The photo below is the first photo of a silo I made on a road trip using the Cambo 5x7 S3 monorail after I'd restarted large format photography from a 2 decade absence or more. The underground current of roadtrip photography in Australia does include images made with a large format camera.
The silo was near Kwong on the Sturt Highway west of Wagga Wagga in NSW. It was in 2015 a year or so after my Edgeland exhibition at Manning Clark House in Canberra in 2014. It was a road trip that connected back to those I'd done in the 1980s. I was happy to be on the road with the large format camera once again. When I saw the silo near an old, disused railway line with the overcast sky I thought that it would make a good subject for the Cambo:
I didn't know about the problem of bellows yaw then, which was caused by raising the monorail's front standard too high. When I scanned the negative I was so disappointed and frustrated. How come I didn't see the black semicircle at the bottom of the ground glass of the camera when I was composing the photo?

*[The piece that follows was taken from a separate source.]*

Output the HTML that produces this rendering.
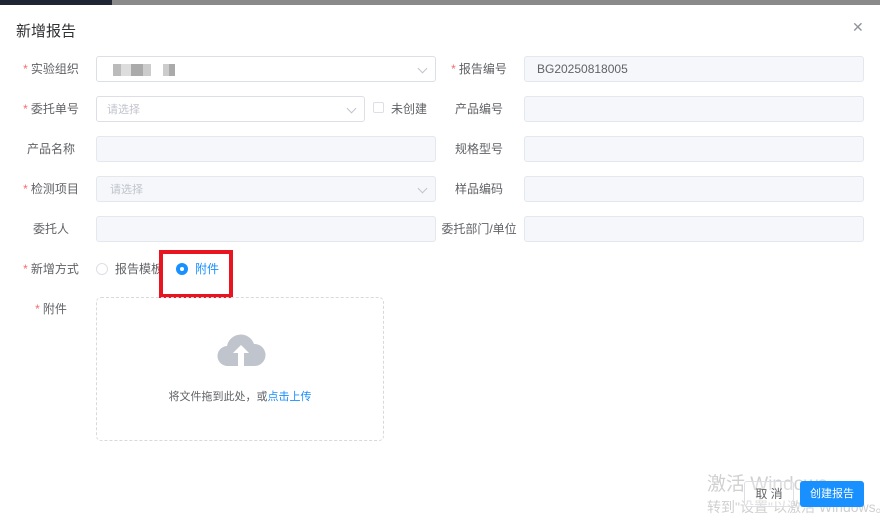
<!DOCTYPE html>
<html><head><meta charset="utf-8"><style>
*{box-sizing:border-box;margin:0;padding:0}
body{width:880px;height:521px;overflow:hidden;background:#fff;font-family:"Liberation Sans","Noto Sans CJK SC",sans-serif;font-size:12px;color:#606266;position:relative}
.top{position:absolute;left:0;top:0;width:880px;height:5px;background:#8a8a8a}
.top .a{position:absolute;left:0;top:0;width:112px;height:5px;background:#1f2633}
.title{position:absolute;left:16px;top:20px;font-size:15px;color:#303133}
.close{position:absolute;left:852px;top:19px;font-size:14px;color:#909399}
.lab{position:absolute;width:86px;text-align:center;line-height:26px;color:#606266;white-space:nowrap}
.lab i{color:#f56c6c;font-style:normal;margin-right:3px}
.inp{position:absolute;height:26px;border:1px solid #dcdfe6;border-radius:3px;background:#fff;line-height:24px;padding-left:10px}
.dis{background:#f5f7fa;border-color:#e4e7ed}
.ph{color:#c0c4cc;font-size:11px}
.arr{position:absolute;right:9px;top:8px;width:7px;height:7px;border-right:1px solid #c0c4cc;border-bottom:1px solid #c0c4cc;transform:rotate(45deg)}
.blk{display:inline-block;height:12px;background:#c8c8c8;vertical-align:middle}
</style></head><body>
<div class="top"><div class="a"></div></div>
<div class="title">新增报告</div>
<div class="close">✕</div>

<div class="lab" style="left:8px;top:56px"><i>*</i>实验组织</div>
<div class="inp" style="left:96px;top:56px;width:340px"><span class="blk" style="width:8px;margin-left:6px;background:#bbb"></span><span class="blk" style="width:10px;background:#ddd"></span><span class="blk" style="width:12px;background:#aaa"></span><span class="blk" style="width:8px;background:#ccc"></span><span class="blk" style="width:6px;margin-left:12px;background:#ccc"></span><span class="blk" style="width:6px;background:#aaa"></span><span class="arr"></span></div>
<div class="lab" style="left:436px;top:56px"><i>*</i>报告编号</div>
<div class="inp dis" style="left:524px;top:56px;width:340px;padding-left:12px;color:#606266">BG20250818005</div>

<div class="lab" style="left:8px;top:96px"><i>*</i>委托单号</div>
<div class="inp" style="left:96px;top:96px;width:269px"><span class="ph">请选择</span><span class="arr"></span></div>
<div style="position:absolute;left:373px;top:102px;width:11px;height:11px;border:1px solid #dcdfe6;border-radius:2px"></div>
<div style="position:absolute;left:391px;top:96px;line-height:26px">未创建</div>
<div class="lab" style="left:436px;top:96px">产品编号</div>
<div class="inp dis" style="left:524px;top:96px;width:340px"></div>

<div class="lab" style="left:8px;top:136px">产品名称</div>
<div class="inp dis" style="left:96px;top:136px;width:340px"></div>
<div class="lab" style="left:436px;top:136px">规格型号</div>
<div class="inp dis" style="left:524px;top:136px;width:340px"></div>

<div class="lab" style="left:8px;top:176px"><i>*</i>检测项目</div>
<div class="inp dis" style="left:96px;top:176px;width:340px;padding-left:13px"><span class="ph">请选择</span><span class="arr"></span></div>
<div class="lab" style="left:436px;top:176px">样品编码</div>
<div class="inp dis" style="left:524px;top:176px;width:340px"></div>

<div class="lab" style="left:8px;top:216px">委托人</div>
<div class="inp dis" style="left:96px;top:216px;width:340px"></div>
<div class="lab" style="left:436px;top:216px">委托部门/单位</div>
<div class="inp dis" style="left:524px;top:216px;width:340px"></div>

<div class="lab" style="left:8px;top:256px"><i>*</i>新增方式</div>
<div style="position:absolute;left:96px;top:263px;width:12px;height:12px;border:1px solid #dcdfe6;border-radius:50%"></div>
<div style="position:absolute;left:115px;top:256px;line-height:26px">报告模板</div>
<div style="position:absolute;left:176px;top:263px;width:12px;height:12px;background:#1890ff;border-radius:50%"><div style="position:absolute;left:4px;top:4px;width:4px;height:4px;background:#fff;border-radius:50%"></div></div>
<div style="position:absolute;left:195px;top:256px;line-height:26px;color:#1890ff">附件</div>
<div style="position:absolute;left:159px;top:250px;width:74px;height:48px;border:4px solid #e8141f"></div>

<div class="lab" style="left:8px;top:296px"><i>*</i>附件</div>
<div style="position:absolute;left:96px;top:297px;width:288px;height:144px;border:1px dashed #d9d9d9;border-radius:5px">
<svg style="position:absolute;left:119px;top:34px" width="50" height="36" viewBox="0 0 50 36"><path d="M12 34a10 10 0 0 1-1-20 14 14 0 0 1 27-2 11 11 0 0 1 1 22z" fill="#c0c4cc"/><path d="M25 13l-8 8h5v13h6V21h5z" fill="#fff"/></svg>
<div style="position:absolute;left:0;width:286px;top:90px;text-align:center;font-size:11px;color:#606266">将文件拖到此处，或<span style="color:#1890ff">点击上传</span></div>
</div>

<div style="position:absolute;left:707px;top:469px;font-size:19px;color:#d0d0d0">激活 Windows</div>
<div style="position:absolute;left:707px;top:497px;font-size:14px;color:#d0d0d0;white-space:nowrap">转到"设置"以激活 Windows。</div>
<div style="position:absolute;left:744px;top:481px;width:50px;height:26px;border:1px solid #dcdfe6;border-radius:3px;text-align:center;line-height:24px;color:#606266;background:rgba(255,255,255,.3)">取 消</div>
<div style="position:absolute;left:800px;top:481px;width:64px;height:26px;background:#1890ff;border-radius:3px;text-align:center;line-height:26px;color:#fff;font-size:11px">创建报告</div>
</body></html>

It just never occurred to me to check for bellows yaw. Nor did I check for any accidental swings of the camera's front or rear standards. I was out of the habit with the requirement in large format photography to be slow, precise and careful. I just set the camera up on a tripod and made a photo. So it was more in the way of a snap using a medium format camera. The craft skills were lacking.
Here is the 'behind the camera' photo:
This was the only photo that I made with the Cambo on this Canberra roadtrip. I was struggling to get into the swing of large format photography as I'd lost the habit of seeing and looking carefully at the possibilities for working with a view camera that stares at the world.
Here is an example:
The textures of this ruined railway siding near the silo would have been suitable for a large format photo. But I never made the connection. It was the same for this landscape that I saw just after the Sturt Highway joined the Hume Highway:
Once again I just didn't think of using the Cambo to make a photo. I wasn't thinking or seeing in terms of large format photography.with just one photo it began to dawn on me that I would have to re-learn how to see from the perspective of a large format camera. It wasn't simply the case of loading a view camera in the car and off we go on a road trip to make lots of photos. I had been seduced by both the romance and freedom of the road and seeing lots of American road trip photos made with a view camera. According to David Campany the open road in the US was the occasion for making great photos. Can we say the same about the road and photography in Australia?
This re-learning of both craft and seeing whilst on the road was going to take me some time, if I was to be able to translate what I was seeing into the visual language of large format photography.